Plugin Scripts for Generic Schedulers

The generic scheduler interface provides complete flexibility to configure the interaction of the MATLAB^® client, MATLAB workers, and a third-party scheduler. The plugin scripts define how MATLAB interacts with your setup.

The following table lists the supported plugin script functions and the stage at which they are evaluated:

File Name	Stage
`independentSubmitFcn.m`	Submitting an independent job
`communicatingSubmitFcn.m`	Submitting a communicating job
`getJobStateFcn.m`	Querying the state of a job
`canceJobFcn.m`	Canceling a job
`cancelTaskFcn.m`	Canceling a task
`deleteJobFcn.m`	Deleting a job
`deleteTaskFcn.m`	Deleting a task
`postConstructFcn.m`	After creating a `parallel.cluster.Generic` instance

These plugin scripts are evaluated only if they have the expected file name and are located in the folder specified by the PluginScriptsLocation property of the cluster. For more information about how to configure a generic cluster profile, see Configure Using the Generic Scheduler Interface (MATLAB Parallel Server).

Note

The independentSubmitFcn.m must exist to submit an independent job, and the communicatingSubmitFcn.m must exist to submit a communicating job.

Sample Plugin Scripts

To support usage of the generic scheduler interface, plugin scripts are available for the following third-party schedulers:

Each installer provides scripts for three possible submission modes:

Shared – The client can submit directly to the scheduler, and the client and the cluster nodes (or machines) have a shared file system.
Remote – The client and cluster nodes have a shared file system, but the client machine cannot submit directly to the scheduler, such as when the client utilities of the scheduler are not installed. This mode uses the ssh protocol to submit commands to the scheduler using a remote host.
Nonshared – The client and cluster nodes do not have a shared file system. This mode uses the ssh protocol to submit commands to the scheduler using a remote host, and it uses the sftp protocol to copy job and task files to the cluster file system.

Each submission mode has its own subfolder within the installation folder. This subfolder contains a README file that provides specific instructions on how to use the scripts. Before using the scripts, decide which submission mode describes your network setup.

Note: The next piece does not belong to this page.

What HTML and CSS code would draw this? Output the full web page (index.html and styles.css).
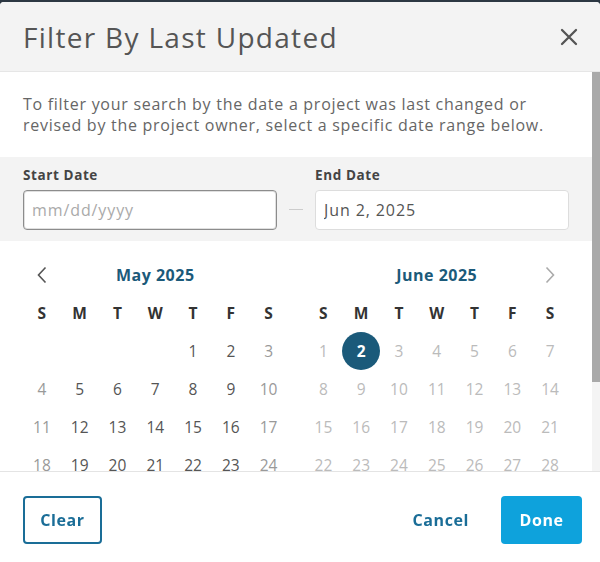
FILE: index.html
```html
<!DOCTYPE html>
<html lang="en">
<head>
  <meta charset="UTF-8" />
  <meta name="viewport" content="width=device-width, initial-scale=1.0" />
  <title>Filter By Last Updated</title>
  <link rel="stylesheet" href="styles.css">
</head>
<body>
  <div class="dialog">
    <header class="dialog-header">
      <h1>Filter By Last Updated</h1>
      <button class="close" aria-label="Close">
        <svg width="18" height="18" viewBox="0 0 18 18"><path d="M2 2L16 16M16 2L2 16" stroke="#555" stroke-width="2.3" stroke-linecap="round"/></svg>
      </button>
    </header>

    <div class="dialog-body">
      <div class="scroll-content">
        <p class="intro">To filter your search by the date a project was last changed or revised by the project owner, select a specific date range below.</p>

        <div class="range">
          <div class="field">
            <label for="start">Start Date</label>
            <input id="start" class="active" type="text" placeholder="mm/dd/yyyy" autofocus>
          </div>
          <span class="dash"></span>
          <div class="field">
            <label for="end">End Date</label>
            <input id="end" type="text" value="Jun 2, 2025">
          </div>
        </div>

        <div class="calendars">
          <div class="month" id="may">
            <div class="month-nav">
              <button class="nav prev" aria-label="Previous month">
                <svg width="10" height="18" viewBox="0 0 10 18"><path d="M8.5 1.5L1.5 9L8.5 16.5" fill="none" stroke="#555" stroke-width="1.6"/></svg>
              </button>
              <span class="month-title">May 2025</span>
              <span class="nav"></span>
            </div>
            <div class="grid"></div>
          </div>
          <div class="month" id="june">
            <div class="month-nav">
              <span class="nav"></span>
              <span class="month-title">June 2025</span>
              <button class="nav next" aria-label="Next month">
                <svg width="10" height="18" viewBox="0 0 10 18"><path d="M1.5 1.5L8.5 9L1.5 16.5" fill="none" stroke="#aaa" stroke-width="1.6"/></svg>
              </button>
            </div>
            <div class="grid"></div>
          </div>
        </div>
      </div>
      <div class="scrollbar"><div class="thumb"></div></div>
    </div>

    <footer class="dialog-footer">
      <button class="btn btn-outline">Clear</button>
      <div class="actions">
        <button class="btn btn-link">Cancel</button>
        <button class="btn btn-primary">Done</button>
      </div>
    </footer>
  </div>

  <script>
    const days = ['S', 'M', 'T', 'W', 'T', 'F', 'S'];

    function buildMonth(el, offset, count, dayClass) {
      const grid = el.querySelector('.grid');
      days.forEach(d => {
        let head = document.createElement('span');
        head.className = 'weekday';
        head.textContent = d;
        grid.appendChild(head);
      });
      for (let i = 0; i < offset; i++) {
        grid.appendChild(document.createElement('span'));
      }
      for (let n = 1; n <= count; n++) {
        let cell = document.createElement('span');
        cell.className = 'day ' + dayClass(n, (offset + n - 1) % 7);
        cell.textContent = n;
        grid.appendChild(cell);
      }
    }

    buildMonth(document.getElementById('may'), 4, 31, (n, col) =>
      col === 0 || col === 6 ? 'weekend' : '');

    buildMonth(document.getElementById('june'), 0, 30, n =>
      n === 2 ? 'selected' : 'disabled');
  </script>
</body>
</html>
```

FILE: styles.css
```css
* {
  box-sizing: border-box;
}

body {
  margin: 0;
  background: #2c3742;
  font-family: 'Open Sans', 'Liberation Sans', sans-serif;
  color: #555;
  height: 562px;
  overflow: hidden;
}

.dialog {
  margin-top: 2px;
  height: 560px;
  background: #fff;
  border-radius: 4px 4px 0 0;
  display: flex;
  flex-direction: column;
  overflow: hidden;
}

.dialog-header {
  height: 70px;
  flex: none;
  background: #f3f3f3;
  border-bottom: 1px solid #e6e6e6;
  display: flex;
  align-items: center;
  justify-content: space-between;
  padding: 0 22px 0 23px;
}

.dialog-header h1 {
  margin: 0;
  font-size: 28px;
  font-weight: 400;
  letter-spacing: 1.3px;
  color: #555;
}

.close {
  background: none;
  border: none;
  padding: 0;
  width: 18px;
  height: 18px;
  cursor: pointer;
}

.dialog-body {
  flex: 1;
  min-height: 0;
  display: flex;
}

.scroll-content {
  flex: 1;
  overflow: hidden;
}

.scrollbar {
  width: 8px;
  flex: none;
  background: #f4f4f4;
}

.thumb {
  height: 310px;
  background: #a9a9a9;
}

.intro {
  margin: 0;
  padding: 22px 23px 21px;
  font-size: 16px;
  line-height: 21px;
  letter-spacing: 0.72px;
  color: #666;
}

.range {
  background: #f3f3f3;
  padding: 9px 23px 11px 23px;
  display: flex;
  align-items: flex-end;
  gap: 12px;
}

.field {
  flex: 1;
  display: flex;
  flex-direction: column;
  gap: 6px;
}

.field label {
  font-size: 13.5px;
  line-height: 18px;
  font-weight: 700;
  letter-spacing: 0.6px;
  color: #444;
}

.field input {
  height: 40px;
  border: 1px solid #ddd;
  border-radius: 4px;
  background: #fff;
  padding: 0 8px;
  font-family: inherit;
  font-size: 16px;
  letter-spacing: 0.9px;
  color: #555;
  caret-color: #333;
  outline: none;
}

.field input.active {
  border-color: #8c8c8c;
  box-shadow: inset 0 0 0 1px #e0e0e0;
}

.field input::placeholder {
  color: #aaa;
}

.dash {
  width: 14px;
  height: 1px;
  background: #ccc;
  margin-bottom: 20px;
}

.calendars {
  display: grid;
  grid-template-columns: 1fr 1fr;
  gap: 17px;
  padding: 15px 23px 20px 23px;
}

.month-nav {
  height: 38px;
  display: flex;
  align-items: center;
  justify-content: space-between;
}

.nav {
  width: 38px;
  height: 38px;
  background: none;
  border: none;
  padding: 0;
  display: flex;
  align-items: center;
  justify-content: center;
}

.month-title {
  font-size: 16px;
  font-weight: 700;
  letter-spacing: 0.5px;
  color: #1b5a7a;
}

.grid {
  display: grid;
  grid-template-columns: repeat(7, 1fr);
  grid-auto-rows: 38px;
}

.grid span {
  display: flex;
  align-items: center;
  justify-content: center;
  font-size: 15.5px;
}

.weekday {
  font-weight: 700;
  color: #333;
}

.day {
  color: #555;
}

.day.weekend {
  color: #999;
}

.day.disabled {
  color: #bbb;
}

.day.selected {
  color: #fff;
  font-weight: 700;
  position: relative;
  z-index: 0;
}

.day.selected::before {
  content: '';
  position: absolute;
  width: 38px;
  height: 38px;
  border-radius: 50%;
  background: #1b5a7a;
  z-index: -1;
}

.dialog-footer {
  height: 91px;
  flex: none;
  border-top: 1px solid #e4e4e4;
  display: flex;
  align-items: flex-start;
  justify-content: space-between;
  padding: 24px 18px 0 23px;
}

.actions {
  display: flex;
  align-items: center;
  gap: 32px;
}

.btn {
  font-family: inherit;
  font-size: 16px;
  font-weight: 700;
  letter-spacing: 0.6px;
  height: 48px;
  border-radius: 4px;
  cursor: pointer;
}

.btn-outline {
  width: 79px;
  background: #fff;
  border: 2px solid #1a6d97;
  color: #1a6d97;
}

.btn-link {
  background: none;
  border: none;
  color: #1a6d97;
  padding: 0;
}

.btn-primary {
  width: 81px;
  background: #0ea2dc;
  border: none;
  color: #fff;
}
```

To run the installer, download the appropriate support package for your scheduler, and open it in your MATLAB client. The installer includes a wizard to guide you through creating a cluster profile for your cluster configuration.

If you want to customize the behavior of the plugin scripts, you can set additional properties, such as AdditionalSubmitArgs. For more information, see Customize Behavior of Sample Plugin Scripts (MATLAB Parallel Server).

If your scheduler or cluster configuration is not supported by one of the support packages, it is recommended that you modify the scripts of one of these packages. For more information on how to write a set of plugin scripts for generic schedulers, see Writing Custom Plugin Scripts.

Wrapper Scripts

The sample plugin scripts use wrapper scripts to simplify the implementation of independentSubmitFcn.m and communicatingSubmitFcn.m. These scripts are not required, however, using them is a good practice to make your code more readable. This table describes these scripts:

File name	Description
`independentJobWrapper.sh`	Used in `independentSubmitFcn.m` to embed a call to the MATLAB executable with the appropriate arguments. It uses environment variables for the location of the executable and its arguments. For an example of its use, see Sample script for a SLURM scheduler.
`communicatingJobWrapper.sh`	Used in `communicatingSubmitFcn.m` to distribute a communicating job in your cluster. This script implements the steps in Submit scheduler job to launch MPI process. For an example of its use, see Sample script for a SLURM scheduler.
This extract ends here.